As feridas abertas da América Latina

feridas abertasPor Thiago Burckhart, para Desacato.info. 

O nome deste artigo faz alusão ao livro de Eduardo Galeano intitulado As veias abertas da América Latina. Esse livro é tido como clássico na história do pensamento latino-americano, escrito pelo autor na década de 1970. Foi proibido naquele tempo pelas ditaduras militares latino-americanas, em virtude da coerente crítica que o mesmo se propõe a fazer, uma crítica que inverte a forma de ver a história econômica, passando a conta-la e interpreta-la a partir da perspectiva dos humilhados e explorados deste continente.

A leitura deste livro causa espanto e angústia. Espanto ao ver o quão o nosso continente foi – e continua sendo – explorado economicamente. A exploração latino-americana foi o motor para o desenvolvimento da engrenagem do capitalismo. As origens do capitalismo se deram em virtude da exploração que é a sua característica intrínseca e estrutural, ou seja, o capitalismo enquanto sistema político-econômico necessita estruturalmente da exploração, de modo que o desenvolvimento também desenvolve a desigualdade. A angústia ocorre posteriormente, ao ver que os efeitos dessa história perversa ainda persistem como uma marca do continente.

A América Latina especializou-se em perder

A colonização do continente latino-americano foi marcada pelo início da exploração do mesmo. A exploração é aqui entendida em dois aspectos, seja ela a corporal – ou braçal – por meio da escravidão, ou seja a exploração dos recursos naturais do continente. De fato, os desbravadores europeus iniciaram a exploração econômica da América Latina a partir de seus minérios, com a febre do ouro e da prata, que foram retirados do continente para a utilização dos mesmos pelos europeus, no desenvolvimento de seu comércio ou de suas indústrias. A exploração foi tão brutal que as zonas mais ricas em minérios àquele tempo são hoje as mais pobres e subdesenvolvidas do continente, como o nordeste do Brasil e a Bolívia, entre outras.

Enquanto que os países colonizadores especializaram-se em ganhar, a América Latina, subjulgada aos seus ditames, paulatinamente aprendeu a se especializar em perder. Ao passar do tempo, mesmo após as independências dos países latino-americanos, observa-se que ainda restou uma indireta – em certos casos direta – dependência dos países em relação aos Europeus. O segundo grande assalto feito contra a América Latina ocorreu com relação às monoculturas do continente, como o açúcar, e sua relação com as elites políticas e econômicas que controlavam – e ainda controlam – grande parte dos latifúndios produtivos e improdutivos.

As fontes subterrâneas do poder, como fala Galeano, são uma interessante metáfora para explicar os percalços da economia latino-americana.
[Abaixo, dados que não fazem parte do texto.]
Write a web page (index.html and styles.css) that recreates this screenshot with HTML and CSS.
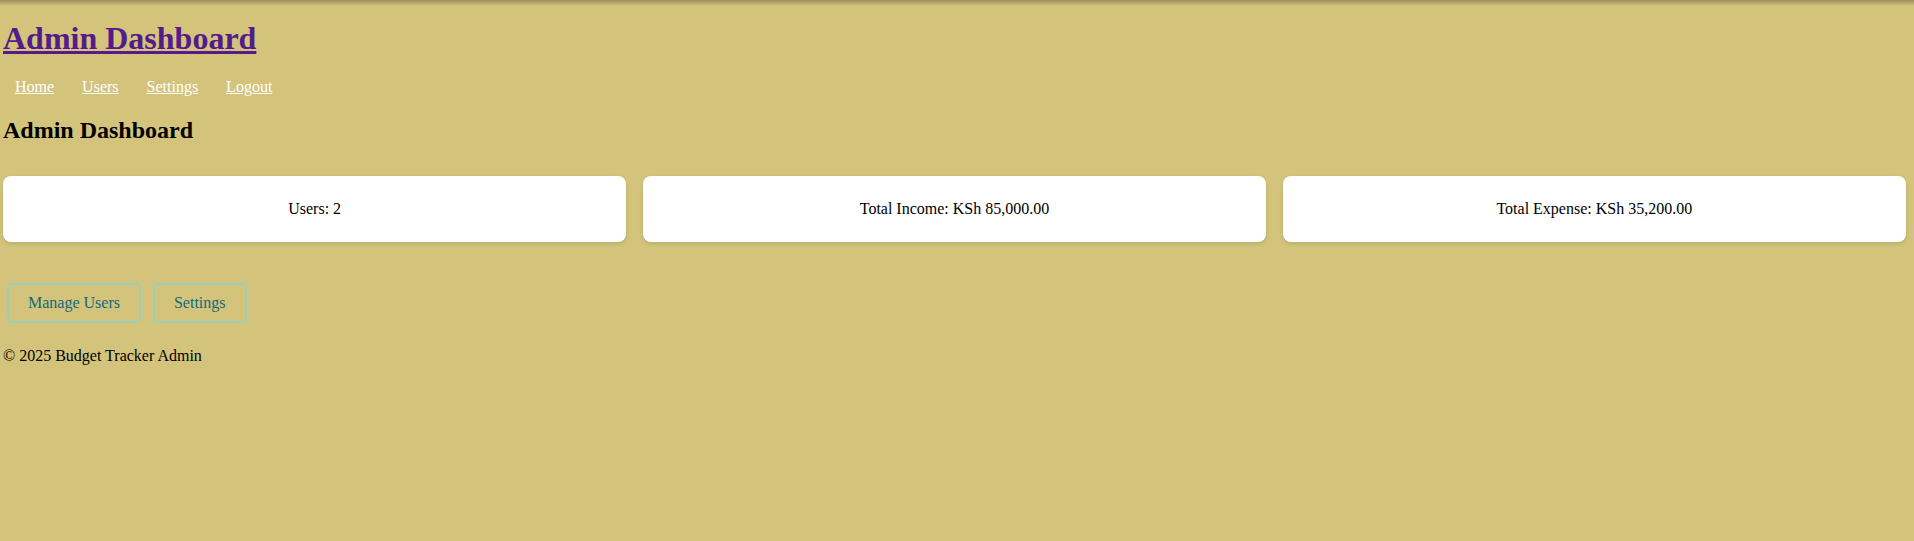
FILE: index.html
```html
<!DOCTYPE html>
<html lang="en">
<head>
<meta charset="utf-8">
<title>Admin Dashboard</title>
<link rel="stylesheet" href="styles.css">
</head>
<body>
<div class="page">
  <h1 class="site-title"><a href="#">Admin Dashboard</a></h1>
  <nav class="nav">
    <a href="#">Home</a>
    <a href="#">Users</a>
    <a href="#">Settings</a>
    <a href="#">Logout</a>
  </nav>
  <h2 class="page-title">Admin Dashboard</h2>
  <div class="cards">
    <div class="card">Users: 2</div>
    <div class="card">Total Income: KSh 85,000.00</div>
    <div class="card">Total Expense: KSh 35,200.00</div>
  </div>
  <div class="actions">
    <a class="btn" href="#">Manage Users</a>
    <a class="btn" href="#">Settings</a>
  </div>
  <footer class="footer">© 2025 Budget Tracker Admin</footer>
</div>
</body>
</html>
```

FILE: styles.css
```css
html, body {
  margin: 0;
  padding: 0;
}
body {
  background-color: #d4c47b;
  background-image: linear-gradient(rgba(0, 0, 0, 0.28), rgba(0, 0, 0, 0) 6px);
  background-repeat: no-repeat;
  font-family: "Liberation Serif", "Times New Roman", serif;
  font-size: 16px;
  color: #000;
  min-height: 100vh;
}
.page {
  padding: 0 8px 0 3px;
}
.site-title {
  font-size: 32px;
  margin: 0;
  padding-top: 20px;
  margin-bottom: 21.44px;
  line-height: normal;
}
.site-title a {
  color: #551a8b;
}
.nav {
  display: flex;
  gap: 28px;
  padding-left: 12px;
  line-height: normal;
}
.nav a {
  color: #fff;
}
.page-title {
  font-size: 24px;
  margin: 20.5px 0 0 0;
  line-height: normal;
}
.cards {
  display: flex;
  gap: 16.5px;
  margin-top: 32.5px;
}
.card {
  flex: 1;
  background: #fff;
  border-radius: 8px;
  padding: 24px 10px;
  text-align: center;
  line-height: normal;
  box-shadow: 0 2px 5px rgba(0, 0, 0, 0.12);
}
.actions {
  display: flex;
  gap: 12px;
  padding-left: 4px;
  margin-top: 40.5px;
}
.btn {
  display: inline-block;
  border: 2px solid #96d1bd;
  border-radius: 5px;
  padding: 9px 19px;
  color: #12697a;
  text-decoration: none;
  line-height: normal;
}
.footer {
  margin-top: 24px;
  line-height: normal;
}
```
Nesta parte do livro em que o autor aborda esse tema, ele demonstra como diversos minérios e mercadorias do continente foram vendidos “a preço de banana” para a Europa e para os Estados Unidos – como é o caso do estanho. Posteriormente o petróleo também foi um dos produtos mais explorados no continente, servindo aos interesses econômicos dominantes da Europa e Estados Unidos, que lucram mais ao consumi-lo que os países pobres por produzi-lo.
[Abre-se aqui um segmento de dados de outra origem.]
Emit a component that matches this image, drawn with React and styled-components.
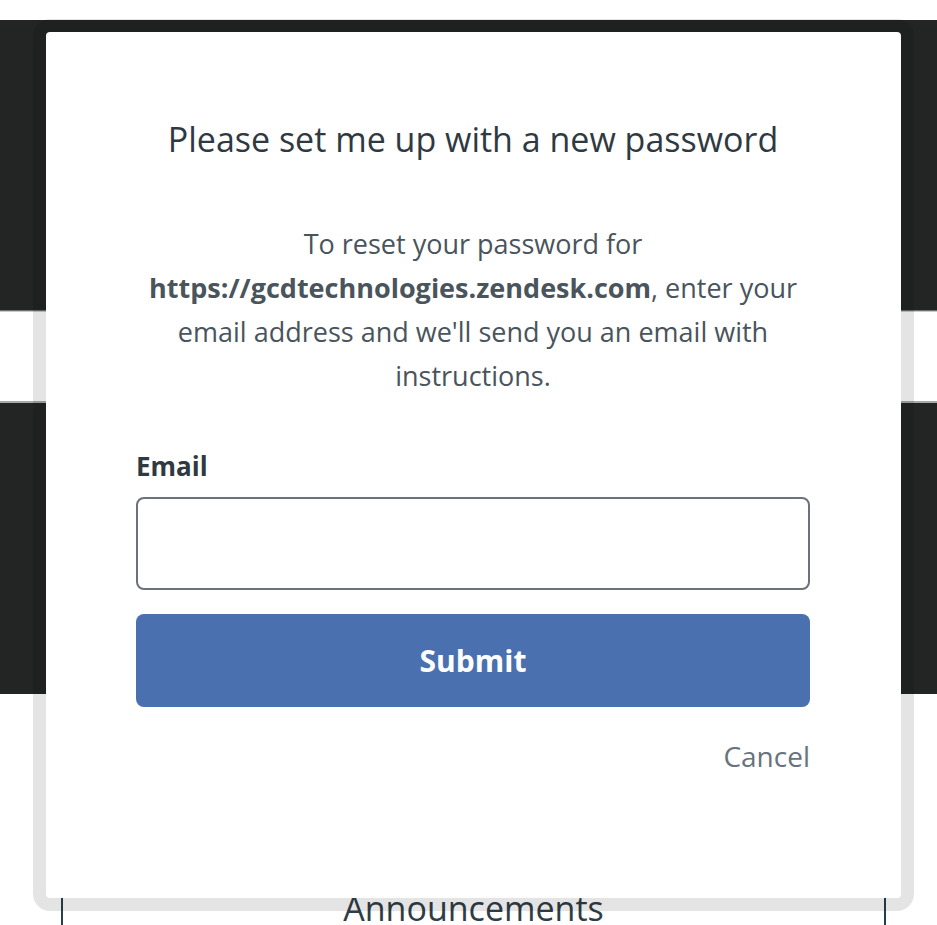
import React from 'react'
import styled, { createGlobalStyle } from 'styled-components'

const GlobalStyle = createGlobalStyle`
  html, body {
    margin: 0;
    padding: 0;
    background: #ffffff;
    font-family: "Open Sans", "Noto Sans", sans-serif;
  }
  body {
    overflow: hidden;
    height: 925px;
  }
`

// Page behind the dialog
const Page = styled.div`
  position: relative;
  padding-top: 20px;
  height: 905px;
  overflow: hidden;
`

const DarkBand = styled.div`
  background-color: #232424;
  height: ${props => props.h}px;
`

const NavStrip = styled.div`
  height: 90px;
  background-color: #ffffff;
  border-top: 1px solid #6e6e6e;
  box-shadow: inset 0 1px 0 #c9c9c9;
  border-bottom: 2px solid #a8a8a8;
`

const Section = styled.section`
  margin: 60px 0 0 61px;
  width: 821px;
  height: 300px;
  border-left: 2px solid #24414c;
  border-right: 2px solid #24414c;
  display: flex;
  justify-content: center;
  padding-top: 132px;
`

const SectionTitle = styled.h2`
  margin: 0;
  font-weight: 400;
  font-size: 34px;
  line-height: 44px;
  color: #2f3e46;
`

// Dialog
const Modal = styled.div`
  position: absolute;
  left: 33px;
  top: 19px;
  border: 13px solid rgba(0, 0, 0, 0.105);
  border-radius: 17px;
  background-color: #ffffff;
  background-clip: padding-box;
  display: flex;
  flex-direction: column;
  padding: 85px 91px 0 90px;
  box-sizing: content-box;
  width: 674px;
  height: 781px;
`

const Title = styled.h2`
  margin: 0;
  text-align: center;
  font-weight: 400;
  font-size: 34px;
  line-height: 44px;
  color: #2f3941;
`

const Intro = styled.p`
  margin: 61px 0 0;
  text-align: center;
  font-size: 27px;
  line-height: 44px;
  color: #49545c;

  strong {
    font-weight: 700;
    color: #49545c;
  }
`

const Label = styled.label`
  margin-top: 50px;
  font-weight: 700;
  font-size: 26px;
  line-height: 36px;
  color: #2f3941;
`

const Input = styled.input`
  margin-top: 13px;
  height: 93px;
  box-sizing: border-box;
  border: 2px solid #6b727a;
  border-radius: 8px;
  padding: 0 20px;
  font-size: 26px;
  font-family: inherit;
  outline: none;
`

const SubmitButton = styled.button`
  margin-top: 24px;
  height: 93px;
  border: none;
  border-radius: 8px;
  background-color: #4a70b0;
  color: #ffffff;
  font-family: inherit;
  font-weight: 700;
  font-size: 30px;
`

const CancelLink = styled.a`
  margin-top: 31px;
  align-self: flex-end;
  font-size: 28px;
  line-height: 36px;
  color: #68737d;
  text-decoration: none;
`

function App() {
  return (
    <>
      <GlobalStyle />
      <Page>
        <DarkBand h={290} />
        <NavStrip />
        <DarkBand h={291} />
        <Section>
          <SectionTitle>Announcements</SectionTitle>
        </Section>

        <Modal role="dialog">
          <Title>Please set me up with a new password</Title>
          <Intro>
            To reset your password for <strong>https://gcdtechnologies.zendesk.com</strong>, enter your email address and we'll send you an email with instructions.
          </Intro>
          <Label htmlFor="email">Email</Label>
          <Input id="email" type="email" />
          <SubmitButton>Submit</SubmitButton>
          <CancelLink href="#">Cancel</CancelLink>
        </Modal>
      </Page>
    </>
  )
}

export default App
A partir dos anos 1970, com a consolidação de uma ordem econômica mundial pautada na visão neoliberal, o continente passou a sofrer diretamente com a adoção de políticas deste cunho, sobretudo em virtude do aumento das desigualdades sociais que passaram a se aprofundar no continente, haja vista que as políticas neoliberais tendem a favorecer uma pequena elite econômica.

As feridas abertas

Todos esses relatos que fazem parte da história político-econômica da América Latina se colocam para nós atualmente ainda como feridas abertas. Essas feridas causadas pelos séculos de exploração continuam abertas, estampadas na face do continente. Estas mesmas feridas vem sendo melhor tratadas nas últimas décadas, com a inserção da Nuestra América em um novo contexto político e econômico internacional, além da evidência das potencialidades desse continente que conseguiu dar respostas aos problemas causados pelo neoliberalismo de modo original, servindo de exemplo para todo o mundo. Estas feridas devem ser bem tratadas, devem ser sanadas, afim de que um dia sejam plenamente curadas, de modo a serem cicatrizadas. Mas nunca serão esquecidas.

Thiago Burckhart é estudante de Direito.